November through February offers perfect conditions: daytime highs of 25-28°C, clear skies, zero rain. March and April get hot—35-38°C. May through October is monsoon season, but that means fewer tourists and dramatically lower hotel prices. Rain usually falls late afternoon, then clears.

Book hotels and restaurants ahead if you're visiting November through January. The best properties fill early. February through April allows more spontaneity, though advance booking still recommended for top restaurants.

What Makes Siem Reap Different

This isn't a destination where you arrive, check into a resort, and never leave the property. The resort isn't the point. The temples are the point. The food is the point. The lake at sunset is the point. The conversation with your cooking instructor about how her mother hid family recipes during the Khmer Rouge is the point.

Siem Reap rewards curiosity. The couple who rents bicycles and gets lost in rice paddies will have a different experience than the couple who books every minute through a tour company. Both approaches work, but one discovers while the other confirms.

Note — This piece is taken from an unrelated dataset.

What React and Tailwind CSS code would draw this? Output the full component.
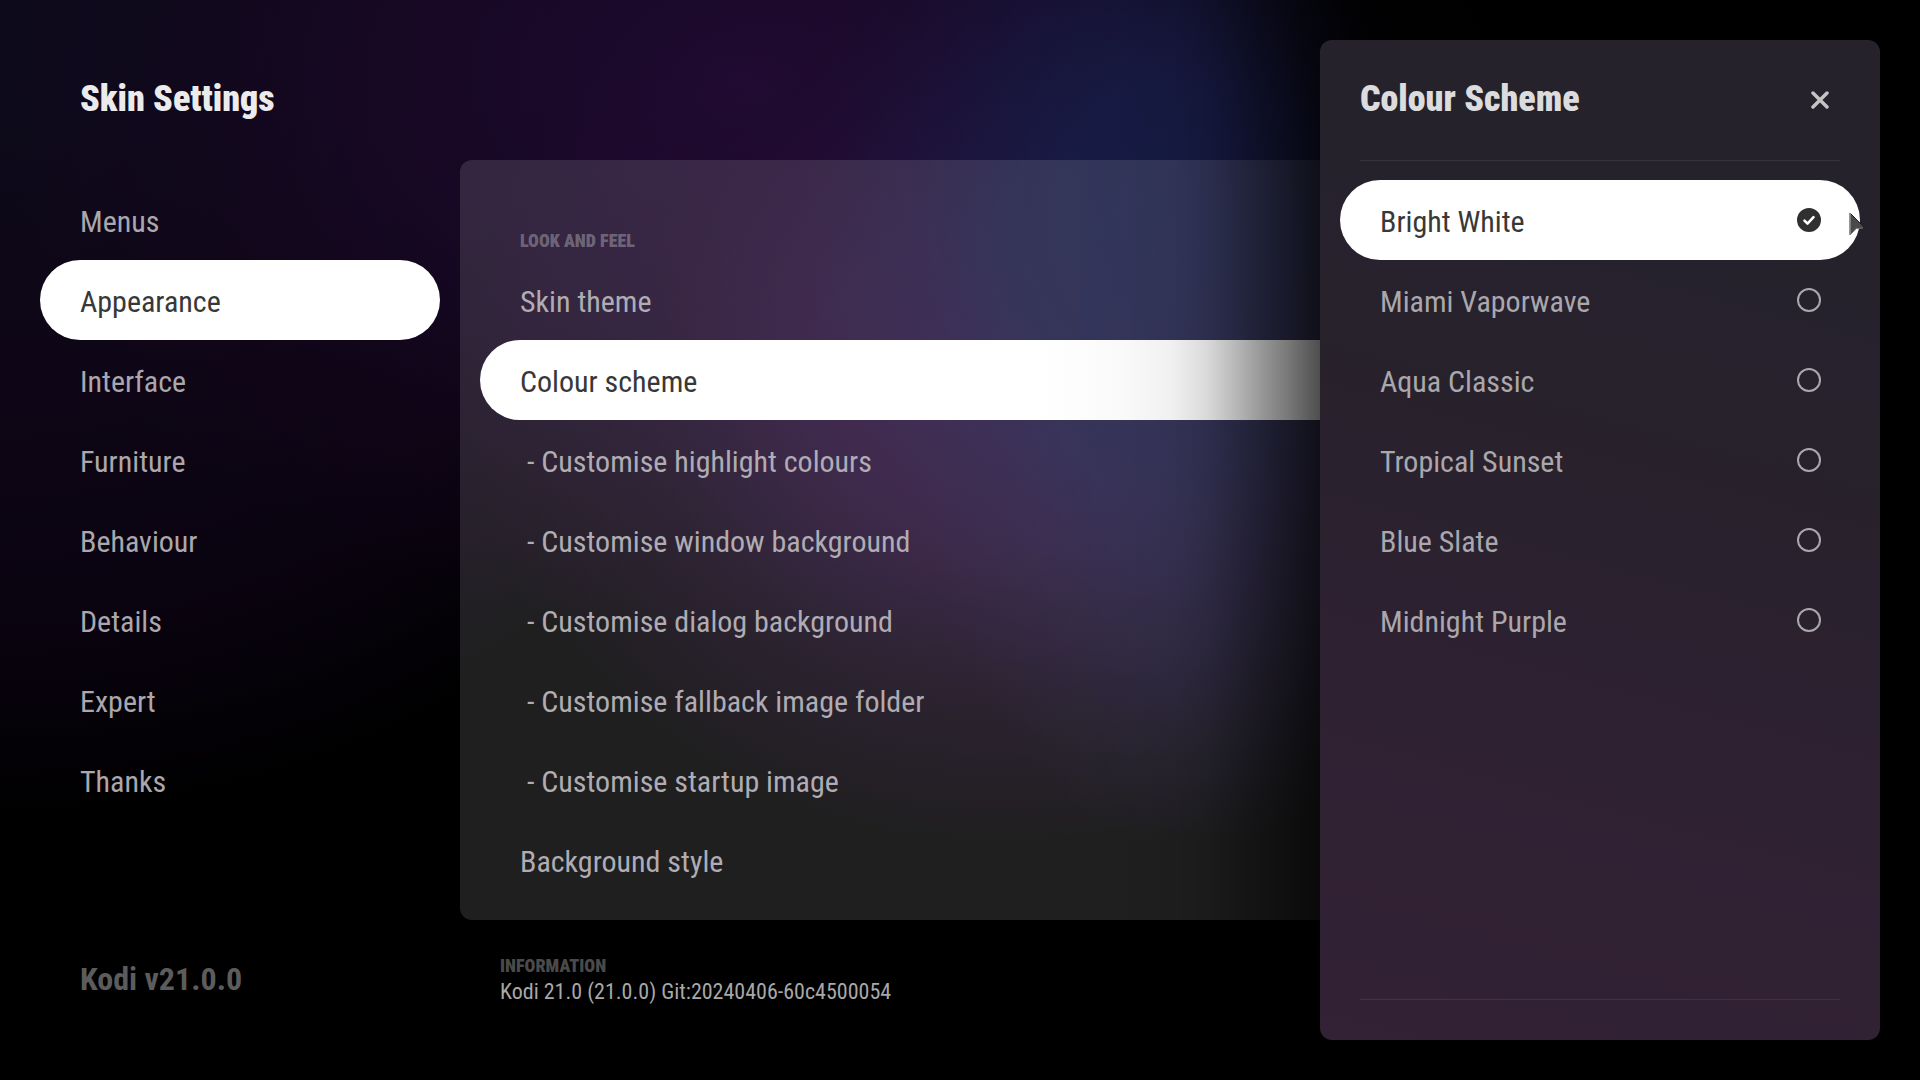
import { useState } from "react";

const sections = ["Menus", "Appearance", "Interface", "Furniture", "Behaviour", "Details", "Expert", "Thanks"];

const settings = [
  { label: "Skin theme" },
  { label: "Colour scheme" },
  { label: "- Customise highlight colours", nested: true },
  { label: "- Customise window background", nested: true },
  { label: "- Customise dialog background", nested: true },
  { label: "- Customise fallback image folder", nested: true },
  { label: "- Customise startup image", nested: true },
  { label: "Background style" },
];

const schemes = ["Bright White", "Miami Vaporwave", "Aqua Classic", "Tropical Sunset", "Blue Slate", "Midnight Purple"];

function Sidebar() {
  return (
    <nav aria-label="Skin settings" className="flex flex-col pt-5">
      {sections.map((name) => (
        <button
          key={name}
          type="button"
          className={
            "flex h-20 items-center rounded-full px-10 pt-0.5 text-left text-[30px] " +
            (name === "Appearance" ? "bg-white text-[#383838]" : "text-[#aaa7ad]")
          }
        >
          {name}
        </button>
      ))}
    </nav>
  );
}

function SettingsPanel() {
  return (
    <section className="flex flex-col rounded-xl bg-white/12 px-5 pb-5">
      <h2 className="flex h-25 items-end px-10 pb-[5px] text-[18px] leading-7 font-black text-white/30 uppercase">
        Look and feel
      </h2>
      {settings.map(({ label, nested }) => (
        <button
          key={label}
          type="button"
          className={
            "flex h-20 items-center rounded-full pt-0.5 pr-10 text-left text-[30px] " +
            (nested ? "pl-[47px] " : "pl-10 ") +
            (label === "Colour scheme" ? "bg-white text-[#383838]" : "text-[#b0acb3]")
          }
        >
          {label}
        </button>
      ))}
    </section>
  );
}

function SchemeOption({ name, checked, onSelect }) {
  return (
    <label
      className={
        "flex h-20 items-center justify-between rounded-full pr-[39px] pl-10 text-[30px] " +
        (checked ? "bg-white text-[#383838]" : "text-[#aaa7ad]")
      }
    >
      <span className="pt-0.5">{name}</span>
      <span className="relative flex size-6">
        <input
          type="radio"
          name="scheme"
          checked={checked}
          onChange={onSelect}
          className="size-6 appearance-none rounded-full border-2 border-[#aaa7ad] checked:border-[#303030] checked:bg-[#303030]"
        />
        {checked && (
          <svg viewBox="0 0 24 24" className="pointer-events-none absolute inset-0 size-6" fill="none" aria-hidden="true">
            <path d="M7.500 12.600l3 3 6-6.400" stroke="#fff" strokeWidth="2.600" strokeLinecap="round" strokeLinejoin="round" />
          </svg>
        )}
      </span>
    </label>
  );
}

function SchemeDialog() {
  const [scheme, setScheme] = useState("Bright White");
  return (
    <aside
      role="dialog"
      aria-label="Colour Scheme"
      className="absolute inset-y-10 right-10 flex w-140 flex-col rounded-xl bg-[linear-gradient(195deg,#25222b_0%,#26222d_25%,#28212c_42%,#2e2132_65%,#332135_100%)] px-5"
    >
      <header className="mx-5 flex h-[121px] items-center justify-between border-b border-white/8 pr-[11px]">
        <h2 className="pb-0.5 text-[36px] font-black text-[#dcdbdd]">Colour Scheme</h2>
        <button type="button" aria-label="Close" className="text-[#c4c3c6]">
          <svg viewBox="0 0 18 18" className="size-[18px]" fill="none" stroke="currentColor" strokeWidth="3.500" strokeLinecap="round" aria-hidden="true">
            <path d="M2 2l14 14M16 2L2 16" />
          </svg>
        </button>
      </header>
      <fieldset className="mt-[19px] flex flex-1 flex-col">
        {schemes.map((name) => (
          <SchemeOption key={name} name={name} checked={name === scheme} onSelect={() => setScheme(name)} />
        ))}
      </fieldset>
      <footer className="mx-5 h-[41px] border-t border-white/8" />
      <svg viewBox="0 0 18 26" className="pointer-events-none absolute top-[171px] right-[14px] h-[26px] w-[18px]" aria-hidden="true">
        <path d="M2 2v22l6-6.500 8.500-.8z" fill="#4a4a4a" stroke="#1c1c1c" strokeWidth="1" strokeLinejoin="round" />
        <path d="M2 2v22" stroke="#9a9a9a" strokeWidth="1.500" />
        <path d="M2 24l6-6.500 7-.6" fill="none" stroke="#8a8a8a" strokeWidth="1" />
      </svg>
    </aside>
  );
}

export default function App() {
  return (
    <div className="relative min-h-screen overflow-hidden bg-black font-['Roboto_Condensed','Liberation_Sans_Narrow',sans-serif] [background-image:radial-gradient(ellipse_360px_400px_at_1160px_200px,#161c46_0%,#161c46dd_30%,#161c4677_60%,#161c4622_85%,transparent_100%),radial-gradient(ellipse_300px_420px_at_1220px_440px,#1e1b46cc_0%,#1e1b4699_40%,#1e1b4633_75%,transparent_100%),radial-gradient(ellipse_540px_480px_at_1000px_380px,#2c1040_0%,#2b103ecc_35%,#260c3466_65%,transparent_100%),radial-gradient(ellipse_760px_560px_at_740px_80px,#1e0a30_0%,#1c092cbb_40%,#18072244_75%,transparent_100%),radial-gradient(ellipse_900px_820px_at_0px_0px,#0c0b1c_0%,#0e0616_45%,#0a0310_75%,transparent_100%)]">
      <main className="grid min-h-screen grid-cols-[400px_1fr] grid-rows-[160px_auto_1fr] gap-x-5 px-10">
        <h1 className="col-span-2 px-10 pt-[81px] text-[36px] leading-9 font-black text-[#ebebec]">Skin Settings</h1>
        <Sidebar />
        <SettingsPanel />
        <p className="px-10 pt-[39px] text-[32px] leading-10 font-bold text-[#5c5c5c]">Kodi v21.0.0</p>
        <div className="px-10 pt-8">
          <h2 className="text-[18px] leading-7 font-black text-[#4a4a4a] uppercase">Information</h2>
          <p className="text-[22px] leading-6 text-[#a8a8a8]">Kodi 21.0 (21.0.0) Git:20240406-60c4500054</p>
        </div>
      </main>
      <div className="pointer-events-none absolute inset-y-0 right-0 w-220 bg-[linear-gradient(to_right,transparent_0%,rgba(0,0,0,.02)_9%,rgba(0,0,0,.06)_15%,rgba(0,0,0,.15)_19%,rgba(0,0,0,.27)_22%,rgba(0,0,0,.4)_25%,rgba(0,0,0,.52)_28%,rgba(0,0,0,.7)_32%,rgba(0,0,0,.88)_38%,rgba(0,0,0,.97)_100%)]" />
      <SchemeDialog />
    </div>
  );
}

The destination is changing. More international chefs are opening restaurants. More luxury properties are launching. Within five years, Siem Reap will likely have Michelin recognition and the prices that follow. Visit now while it retains the feeling of a place not yet overwhelmed by its own success.

Start planning your trip by mapping out temple priorities. Decide which three are non-negotiable and build the itinerary around those. Book a sunset lake tour for your second evening, once you've adjusted to the rhythm and heat. Research restaurants and make reservations for at least two special dinners. Leave three days unstructured for wandering and discovering what you didn't know you wanted to see.

The temples will be there in another year. The floating villages will remain. But the current moment—when Siem Reap balances authentic culture with improving infrastructure, before the next wave of development arrives—won't last. This is the window.